Ihr seht, liebe Freunde, es muss also das Ehren der Eltern einen tieferen, heiligeren Grund haben; Jemand anders muss es sein als die natürliche Liebe und Klugheit, der ihnen die Krone aufsetzt und ihnen ihre Würde schenkt. Wer ist das? Siehe, was steht auch vor diesem Gebot? Es steht auch vor ihm: Ich bin der Herr dein Gott: du sollst deinen Vater und Mutter ehren. Durch ein majestätisches Wort Gottes sind sie eingesetzt, „das Gebot des HErrn ist die goldene Kette, die sie an ihrem Hals tragen,“ sagt Luther. Der HErr gibt Ihnen eine Hoheit, die sie sich nicht geben, die sie sich darum auch nicht nehmen können. Er ernennt sie zu seinen Stellvertretern und zu seinen Gesandten, wie auch unser Katechismus sagt: Wir sollen sie in Ehren halten, „dieweil uns Gott durch ihre Hand regieren will.“ Ihr Regiment im Haus soll ein Abbild seiner Vaterschaft im Himmel sein, sie sollen mit ihm die Kinder erziehen, und die Kinder sollten in Ihnen den HErrn schauen. Darum befiehlt Gott auch sie zu ehren. Köstlich sagt der große Katechismus Luthers: „Diesem Vater- und Mutterstande hat Gott sonderlich den Preis gegeben vor allen Ständen, die unter ihm sind, dass Er nichts Gemeines gebietet, die Eltern lieb zu haben, sondern auch zu ehren; denn gegen Brüder und Schwestern und den Nächsten insgemein befiehlt Er nichts Höheres, denn sie zu lieben; also dass Er Vater und Mutter ausscheidet und auszeichnet vor andern Personen auf Erden und neben sich setzt: denn es ist ein viel höher Ding Ehren denn Lieben, als das nicht allein die Liebe in sich begreift, sondern auch eine Zucht, Demut und Scheu, als gegen eine verborgene Majestät.“
Ja das gibt den Eltern ihre Würde, dass Gott der rechte Vater hinter ihnen steht, sie schützt und spricht: Nicht mit dem armen Vater und der schwachen Mutter hast dus zu tun, du Kind, wenn du sie nicht ehrst, sondern mit mir, mit dem starken gewaltigen Gott! Wisse, an Mir vergreifst du dich, wenn du dich an den Eltern vergreifst! Denn wer sich an dem Stellvertreter oder Gesandten eines Königs vergreift, und ihn antastet, der tastet die geheiligte Person des Fürsten selbst an.

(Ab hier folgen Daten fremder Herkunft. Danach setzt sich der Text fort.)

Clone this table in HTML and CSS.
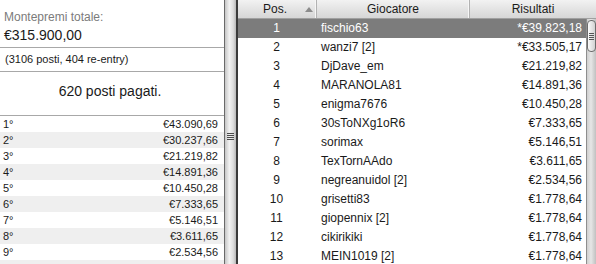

Darum ruht auch auf dem Haupt des versunkensten Vaters immer noch ein Schimmer der Herrlichkeit, die er von Gott um seines Amtes willen hat. Es gilt hier von den Eltern, was David von Saul sagte. Zu jenem Mann, der den König Saul getötet hatte, jenen König, der doch von Gott verworfen war und sich von Ihm gewandt hatte: „Wie, dass du dich nicht gefürchtet hast, deine Hand zu legen an den Gesalbten des Herrn!“ Auch in seiner Verworfenheit ist er dennoch der Gesalbte de Herrn; so bleibet auch der versunkenste Vater immer noch der Vater. Dabei möchte ich eines rührenden Zuges eines Kindes gedenken. In Wien ging ein feiner, wohlgekleideter, junger Mann an einer Schar von Züchtlingen vorüber, die in ihrer Züchtlingstracht die Straße kehrten. Da blieb er plötzlich stehen und ging auf einen Züchtling zu und küsste ihm die Hand. Ein Staatsrat sah dies gerade von seinem Zimmer aus, ließ den jungen Mann zu sich rufen und sagte zu ihm, es schicke sich doch nicht für ihn, einem Züchtling die Hand zu küssen. Darauf erwiderte mit innerer Bewegung der junge Mann: „Aber dieser Mann ist mein Vater.“ Da konnte der Staatsmann nichts mehr sagen. So ruht nicht um ihrer Person willen, sondern um des Gebotes Gottes willen auf Vater und Mutter solche Würde und Herrlichkeit. Der HErr hat sie gegeben. Darum habe ich oben gesagt: Es kann Niemand das vierte Gebot halten, ohne die drei ersten zu halten. Denn wer den Gott nicht fürchtet, der die Eltern einsetzt, wer wird die Eltern ehren, die von ihm eingesetzt sind? Wer den Gott für nichts achtet, der seine Stellvertreter gesandt hat, der wird auch seine Stellvertreter für nicht achten. Darum steht auch in der Erklärung dieses Gebotes wieder, wie in den übrigen, voran: Wir sollen Gott fürchten und lieben, dass wir unsere Eltern und Herren nicht verachten usw. Gottesfurcht und Gottesliebe sind die heiligen Kronwächter, die der Eltern Ehrenkrone hüten. Daraus kommt allein das rechte Ehren und Lieben der Eltern.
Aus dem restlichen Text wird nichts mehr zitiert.